On the assumption of a constant mutational rate for evolution, it is commonly accepted that the last common ancestors of modern humans and chimpanzees lived about six or seven million years ago, although see Søren Besenbacher et al (2019) for a view by which the divergence was actually some millions of years earlier. But whatever the true age of the divergence, it marks the beginning of the process by which humans have evolved their species-specific characters, being able to throw lethal projectiles, and walk or run long distances on two legs (and thus hunt prey to the point when the prey would collapse out of exhaustion). This evolution involved larger brains, flatter, more vertical faces, a highly-doomed forehead without craggy eyebrows, a smooth top of the skull, longer legs and feet better for running, hands better shaped for delicate, precise manipulation, smaller teeth, a deeper, more pointed chin, a larger tongue, a longer vocal tract with a greater distance between the larynx and the lips and a larger nasal cavity. Stone tool making was plainly an immensely difficult cognitive precursor, taking at least three million years from the point at which human ancestors diverged from other primates.

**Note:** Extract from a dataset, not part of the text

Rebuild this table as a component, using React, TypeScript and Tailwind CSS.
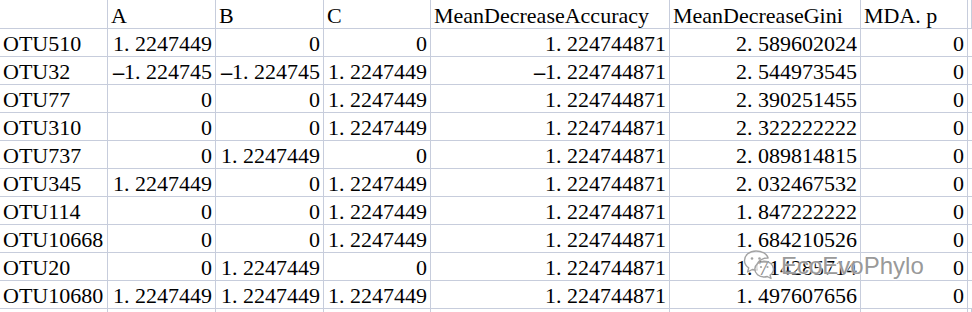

This evolution happened in a population which had gravitated from a life in the trees to a riskier lifestyle, spending more time on the ground, and developing a new way of getting around – on two legs, possibly for the sake of a more varied, more protein-rich diet than could be obtained in the trees.
Ragsdale et al (2023) find what might appear to be a number of different ancestries across Africa. When humans with our distinctive upright, flat, modern faces first appeared, around 300,000 year ago, and a point between 150,000 and 100,000 when there was the last known split in the African population, the apparatus for modern speech and language must have spread across all African populations, and fixated. The modernity was ‘reticulated’ in the language of population geneticists. It must have been like a genetic equivalent of the parcel in the children’s game, pass the parcel.
The totality of the precursor steps provide a foundation for the cognition of speech and language in the broader context of discourse and the species-specific ability to learn to talk without external help – by the proposal here, on the basis of a novel way of encoding grammatical information.